Digging a little into the series itself, Cudmore says that what makes the Master Chief so compelling is that in spite of the odds, in spite of the challenge, he doesn't waver from his support of the cadets when your average person might have done otherwise. He says that this is how ends up inspiring this group of kids who think, "It doesn't matter how many odds we have stacked against us, we can still keep pushing forward. And if we failed at it, at least we tried our hardest."

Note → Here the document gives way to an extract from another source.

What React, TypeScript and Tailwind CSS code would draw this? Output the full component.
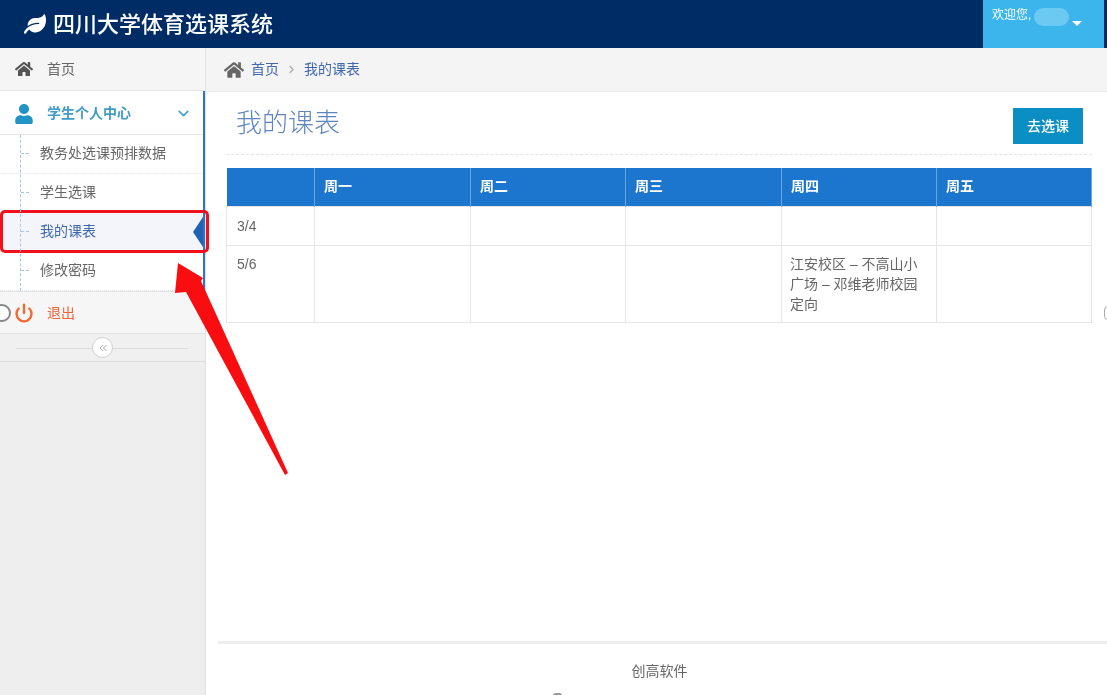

One of the characters the Master Chief inspires is the series' focus, cadet Thomas Lasky, a key character in Halo 4 who comes from a proud military lineage, but finds himself ambivalent about his own role in the service. "In a way, the Master Chief coaxes some of this out of Thomas Lasky, and in a way he doesn't know that he's always had it inside of him," Cudmore tells me about the way the Master Chief helps the younger man find himself throughout the course of the series.
In finding the human side of the Chief, Cudmore says that looking through some of the fiction behind the character, he was surprised at how innocent the Master Chief comes off--he only knows the military after being kidnapped and impressed into the Spartan program as a child. That further splits the character's personality by leaving him at his core as the same kid forced to make these split-second, deadly decisions.
You can catch Halo 4: Forward Unto Dawn at both Machinima Prime and Halo Waypoint each week leading up to the November 6th release of Halo 4.